- **AIM OF THE TASK**
Compute how many lines in the entries below contain "Generate", and output nothing but the number.
-- BEGIN PROVIDED DATA --
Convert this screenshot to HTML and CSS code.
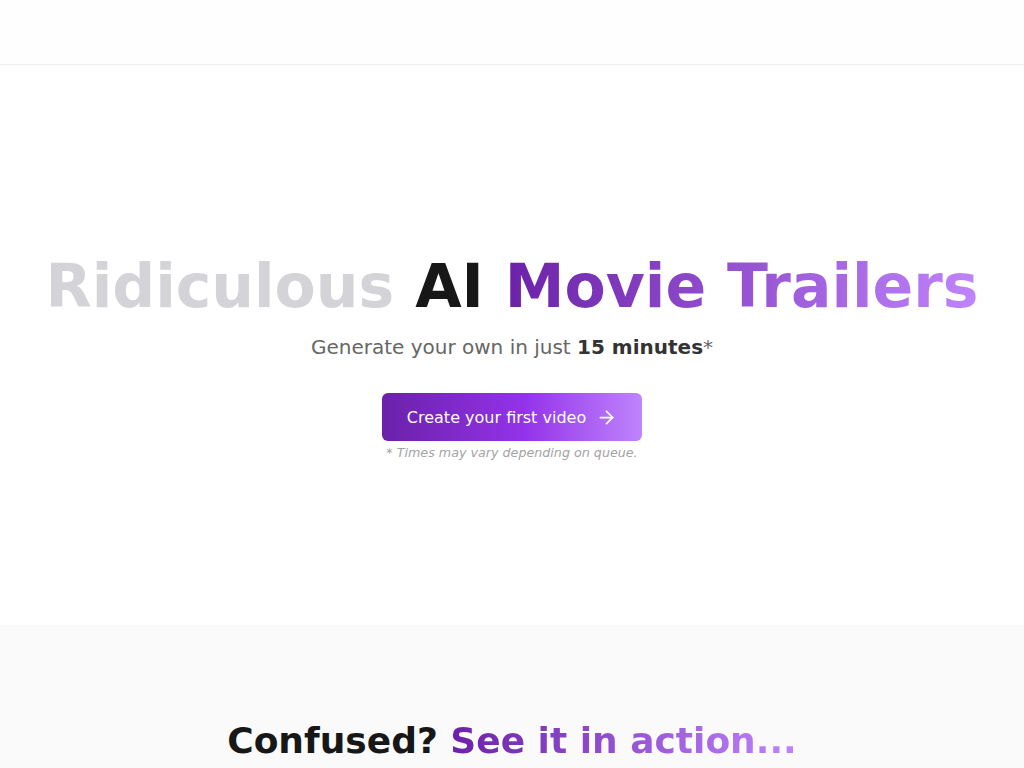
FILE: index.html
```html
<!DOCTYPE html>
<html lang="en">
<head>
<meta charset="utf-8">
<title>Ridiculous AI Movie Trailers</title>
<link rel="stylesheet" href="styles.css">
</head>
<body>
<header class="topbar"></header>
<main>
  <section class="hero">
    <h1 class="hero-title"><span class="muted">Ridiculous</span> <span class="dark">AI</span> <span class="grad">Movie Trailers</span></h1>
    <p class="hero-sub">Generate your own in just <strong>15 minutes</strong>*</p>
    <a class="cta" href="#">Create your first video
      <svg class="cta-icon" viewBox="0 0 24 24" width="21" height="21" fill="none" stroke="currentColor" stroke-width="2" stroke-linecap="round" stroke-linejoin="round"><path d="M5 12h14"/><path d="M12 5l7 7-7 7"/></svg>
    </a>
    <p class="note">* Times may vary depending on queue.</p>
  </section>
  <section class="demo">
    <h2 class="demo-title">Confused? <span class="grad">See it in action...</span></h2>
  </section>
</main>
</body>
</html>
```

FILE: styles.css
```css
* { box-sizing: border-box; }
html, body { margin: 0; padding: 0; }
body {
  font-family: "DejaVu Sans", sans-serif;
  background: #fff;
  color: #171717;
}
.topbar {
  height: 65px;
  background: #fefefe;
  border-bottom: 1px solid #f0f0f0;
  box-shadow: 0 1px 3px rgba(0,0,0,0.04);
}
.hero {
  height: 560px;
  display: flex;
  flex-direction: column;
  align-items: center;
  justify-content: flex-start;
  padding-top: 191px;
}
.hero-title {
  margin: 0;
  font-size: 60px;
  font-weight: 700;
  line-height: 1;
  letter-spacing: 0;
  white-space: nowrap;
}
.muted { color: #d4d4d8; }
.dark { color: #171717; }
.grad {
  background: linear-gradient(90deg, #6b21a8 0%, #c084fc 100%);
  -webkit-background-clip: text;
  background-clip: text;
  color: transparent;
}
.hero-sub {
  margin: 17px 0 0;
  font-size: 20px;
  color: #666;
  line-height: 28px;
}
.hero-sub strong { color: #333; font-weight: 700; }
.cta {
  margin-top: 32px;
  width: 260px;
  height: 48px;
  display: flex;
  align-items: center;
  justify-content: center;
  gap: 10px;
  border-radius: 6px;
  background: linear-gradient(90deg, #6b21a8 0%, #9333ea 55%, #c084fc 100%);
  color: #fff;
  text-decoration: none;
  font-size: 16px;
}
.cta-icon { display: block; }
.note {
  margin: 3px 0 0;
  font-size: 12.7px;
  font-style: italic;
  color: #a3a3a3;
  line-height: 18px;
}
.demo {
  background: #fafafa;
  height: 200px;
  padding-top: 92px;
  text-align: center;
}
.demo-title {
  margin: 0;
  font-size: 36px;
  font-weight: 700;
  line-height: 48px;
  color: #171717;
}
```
-- END PROVIDED DATA --
-- BEGIN PROVIDED DATA --
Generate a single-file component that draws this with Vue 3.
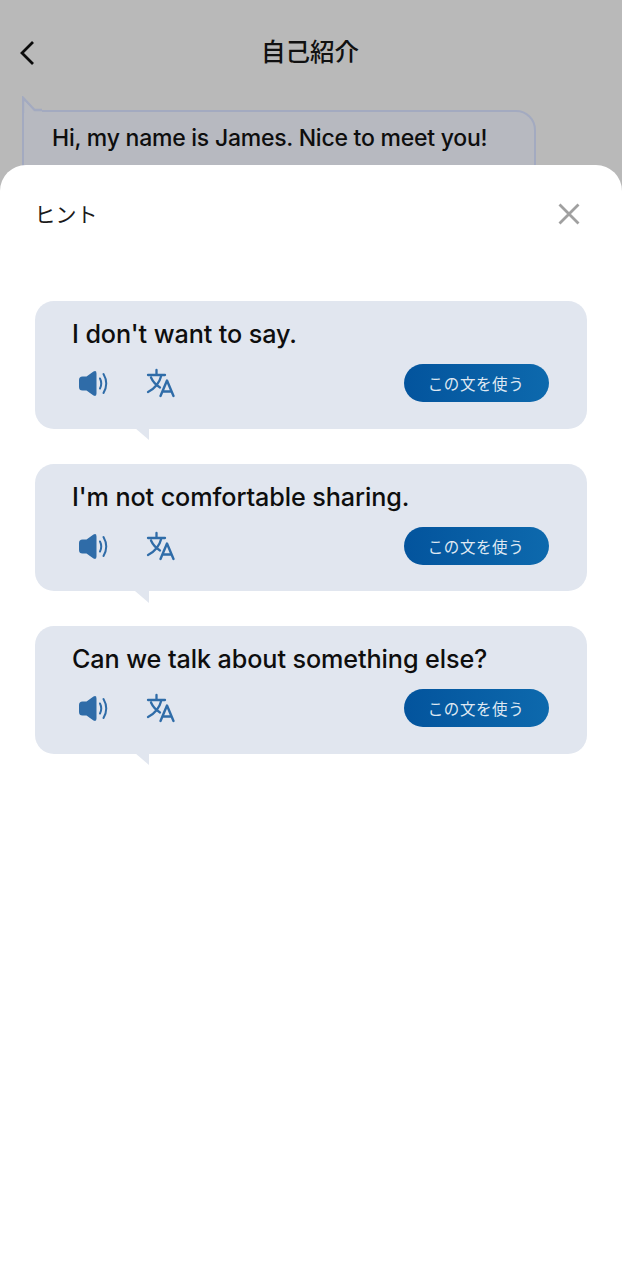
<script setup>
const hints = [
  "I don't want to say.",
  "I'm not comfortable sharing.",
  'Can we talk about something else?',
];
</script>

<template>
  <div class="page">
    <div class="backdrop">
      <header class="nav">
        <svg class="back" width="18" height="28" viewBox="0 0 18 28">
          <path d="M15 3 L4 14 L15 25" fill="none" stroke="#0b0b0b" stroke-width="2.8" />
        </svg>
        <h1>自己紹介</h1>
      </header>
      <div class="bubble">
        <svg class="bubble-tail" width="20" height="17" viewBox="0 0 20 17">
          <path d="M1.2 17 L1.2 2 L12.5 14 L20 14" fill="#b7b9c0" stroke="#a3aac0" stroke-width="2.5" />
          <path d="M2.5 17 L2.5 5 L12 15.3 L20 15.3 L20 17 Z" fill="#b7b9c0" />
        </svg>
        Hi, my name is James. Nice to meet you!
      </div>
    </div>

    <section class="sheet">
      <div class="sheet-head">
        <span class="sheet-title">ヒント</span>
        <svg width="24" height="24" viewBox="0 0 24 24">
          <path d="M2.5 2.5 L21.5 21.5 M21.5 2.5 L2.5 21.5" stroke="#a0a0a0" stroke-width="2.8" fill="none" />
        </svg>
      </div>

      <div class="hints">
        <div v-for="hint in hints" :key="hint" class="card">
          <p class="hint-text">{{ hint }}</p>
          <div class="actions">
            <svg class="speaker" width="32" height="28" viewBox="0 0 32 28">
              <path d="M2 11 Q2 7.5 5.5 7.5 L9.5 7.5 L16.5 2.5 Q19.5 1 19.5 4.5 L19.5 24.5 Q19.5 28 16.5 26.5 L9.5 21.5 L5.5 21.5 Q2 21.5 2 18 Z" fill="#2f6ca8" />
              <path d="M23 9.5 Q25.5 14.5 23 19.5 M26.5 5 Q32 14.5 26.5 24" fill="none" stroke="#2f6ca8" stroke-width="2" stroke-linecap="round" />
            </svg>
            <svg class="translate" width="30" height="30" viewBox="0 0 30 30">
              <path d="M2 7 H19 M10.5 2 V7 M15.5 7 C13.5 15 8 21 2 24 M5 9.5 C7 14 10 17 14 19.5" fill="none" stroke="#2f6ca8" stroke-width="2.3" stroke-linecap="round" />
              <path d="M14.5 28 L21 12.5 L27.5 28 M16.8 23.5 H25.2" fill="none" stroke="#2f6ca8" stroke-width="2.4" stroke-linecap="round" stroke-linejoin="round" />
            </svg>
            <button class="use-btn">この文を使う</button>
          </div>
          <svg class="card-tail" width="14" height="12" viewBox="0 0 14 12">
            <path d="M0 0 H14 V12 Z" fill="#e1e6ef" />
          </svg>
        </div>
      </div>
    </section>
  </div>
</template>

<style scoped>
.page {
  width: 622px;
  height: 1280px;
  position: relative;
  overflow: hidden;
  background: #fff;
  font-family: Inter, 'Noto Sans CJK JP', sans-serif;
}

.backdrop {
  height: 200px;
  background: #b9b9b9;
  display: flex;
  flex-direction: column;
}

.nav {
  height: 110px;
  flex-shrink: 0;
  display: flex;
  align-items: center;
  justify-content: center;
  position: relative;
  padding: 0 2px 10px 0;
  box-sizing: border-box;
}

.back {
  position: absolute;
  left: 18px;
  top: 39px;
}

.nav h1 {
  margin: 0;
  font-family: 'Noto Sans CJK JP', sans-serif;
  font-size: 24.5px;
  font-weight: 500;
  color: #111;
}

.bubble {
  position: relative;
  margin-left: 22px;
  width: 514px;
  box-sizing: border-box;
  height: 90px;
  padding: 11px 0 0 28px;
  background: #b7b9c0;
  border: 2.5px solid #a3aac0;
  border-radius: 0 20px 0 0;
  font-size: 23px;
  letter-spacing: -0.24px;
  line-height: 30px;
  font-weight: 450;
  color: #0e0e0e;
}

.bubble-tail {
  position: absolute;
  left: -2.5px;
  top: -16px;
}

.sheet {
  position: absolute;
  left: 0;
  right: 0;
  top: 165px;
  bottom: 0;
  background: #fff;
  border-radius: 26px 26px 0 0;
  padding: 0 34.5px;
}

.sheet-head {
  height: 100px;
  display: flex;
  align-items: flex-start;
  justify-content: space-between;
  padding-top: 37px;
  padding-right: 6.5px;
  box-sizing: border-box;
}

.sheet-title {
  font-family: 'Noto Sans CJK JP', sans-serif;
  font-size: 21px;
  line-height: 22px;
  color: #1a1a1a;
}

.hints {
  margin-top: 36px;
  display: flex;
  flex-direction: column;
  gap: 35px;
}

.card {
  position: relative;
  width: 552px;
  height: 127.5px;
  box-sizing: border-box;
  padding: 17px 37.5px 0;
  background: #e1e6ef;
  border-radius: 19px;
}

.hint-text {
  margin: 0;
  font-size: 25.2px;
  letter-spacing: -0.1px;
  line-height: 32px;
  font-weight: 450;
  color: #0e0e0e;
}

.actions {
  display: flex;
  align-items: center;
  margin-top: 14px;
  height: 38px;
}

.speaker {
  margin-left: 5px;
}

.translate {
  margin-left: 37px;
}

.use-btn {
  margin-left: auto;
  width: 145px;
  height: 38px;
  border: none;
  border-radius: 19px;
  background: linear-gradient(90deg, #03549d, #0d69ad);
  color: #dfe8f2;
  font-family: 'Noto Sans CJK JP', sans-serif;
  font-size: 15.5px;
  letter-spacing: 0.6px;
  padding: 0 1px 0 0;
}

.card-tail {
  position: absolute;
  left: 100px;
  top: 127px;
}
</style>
-- END PROVIDED DATA --
- **RESULT BELOW**
2